The Patriots finally got on the board before halftime on a 41-yard field goal by Stephen Gostkowski, but the Falcons refused to let the 30-minute halftime rob them of the momentum. They pushed their lead even further on their second drive of the half on a 6-yard touchdown throw from Ryan — who finished the game 17 of 23 for 284 yards and two touchdowns — to running back Tevin Coleman.

The Falcons led by 25 at that point, meaning the Patriots would not only need a historic Super Bowl comeback to win, they’d also need a historic Brady comeback, since his biggest to date was a 24-point deficit he cleared against Denver in 2013.

The Patriots finally scored a touchdown on their next drive on a 5-yard pass from Brady to White, but it still looked like it simply was not meant to be, as they couldn’t even convert the ensuing extra point when Gostkowski knocked it off the right upright.

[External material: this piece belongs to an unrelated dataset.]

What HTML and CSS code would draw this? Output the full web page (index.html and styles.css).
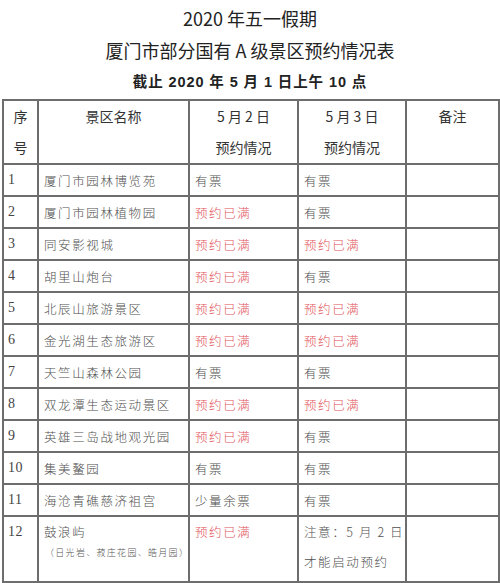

Like any true champion, however, the Patriots would not go down quietly. After a Patriots field goal to start the fourth quarter cut their deficit to 16, a sack by Dont’a Hightower – and a fumble by Ryan – set up the Patriots’ next touchdown, a 6-yard Brady touchdown throw to Amendola, and a two-point conversion sliced the Falcons’ lead to 28-20 with 5 minutes, 56 seconds left.

All of a sudden, the game was in striking distance, and the Falcons’ offense — which caused this mess in the first place with an ill-timed turnover— failed to deliver, as a holding call on Jake Matthews essentially eliminated the possibility of a score-padding field goal.

That gave Brady the ball back, down eight points with 3 minutes and 30 seconds left, and it was exactly the type of situation you dream of as a kid, one you don’t want to give a dangerous competitor like Brady.

“He’s a great leader,” said White, who finished with three touchdowns. “He was motivating us the whole game, even when we were down. He just willed us to victory.”

And Brady – who has now won more Super Bowls than any quarterback in NFL history – promptly took care of business, tying the score by marching his team 91 yards down the field on a drive spurred by Edelman’s catch.

The Patriots, of course, finished the job in overtime, solidifying the Edelman catch as a sweet, soul-clearing, memory-sweeping salve to the Tyree grab for millions of Patriots’ fans, as a dynasty for the ages completed fittingly completed a comeback for the ages … and healed some old wounds, to boot.

“It was a hell of a football game,” Brady said.